Who Does it Involve?
Photo courtesy of Okanagan College
Who is Involved in the Apprenticeship Process?
An apprentice is hired by an employer, works with a journeyperson in order to learn a trade, and is officially registered with their province or territory. Apprentices are responsible for going to their technical training and completing all the required assignments and examinations. Apprentices are paid employees who may also receive Employment Insurance benefits and federal or provincial/territorial grants.

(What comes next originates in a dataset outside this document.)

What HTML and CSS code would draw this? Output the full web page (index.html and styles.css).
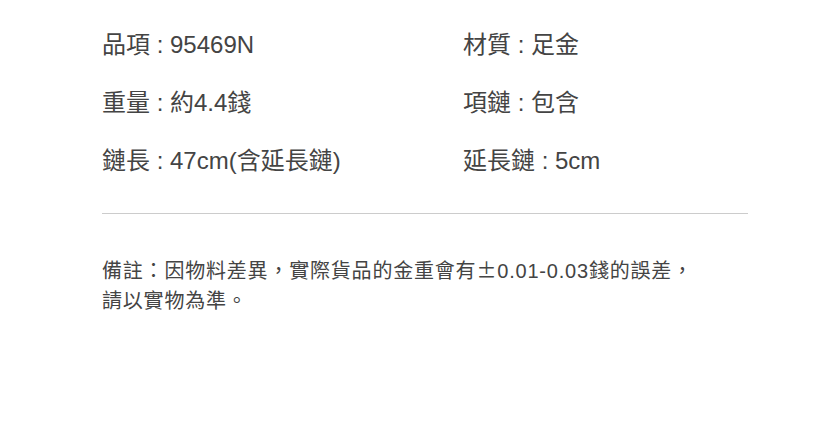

A certified journeyperson is recognized as a qualified and skilled person in a trade, and, therefore, entitled to the wages and benefits associated with that trade. A certified journeyperson is allowed to train and act as a mentor to a registered apprentice. Journeypersons can sign off on whether apprentices are achieving their key competencies on-the-job and play an important role in developing apprentice skill sets.
Apprenticeship authorities exist in every province and territory. Their role is to administer trades training. They are involved throughout the apprenticeship process. Apprentices and employer sponsors officially register with the apprenticeship authority and, throughout the apprenticeship, the training provided must adhere to the standards set up by the province or territory. Individuals who have prior experience or learning to be assessed should speak to the apprenticeship authority, which may determine that previous work experience and training can be applied to an apprenticeship. At the end of the training, it is the apprenticeship authority who administers the examination process and issues the Certificate of Qualification from the province or territory.
Apprenticeship is regulated by the provinces and territories, creating 13 unique systems geared to the labour market needs and conditions in each region of Canada. Jurisdictions offer a variety of supports, incentives and programs to respond to the needs of their apprenticeship stakeholders.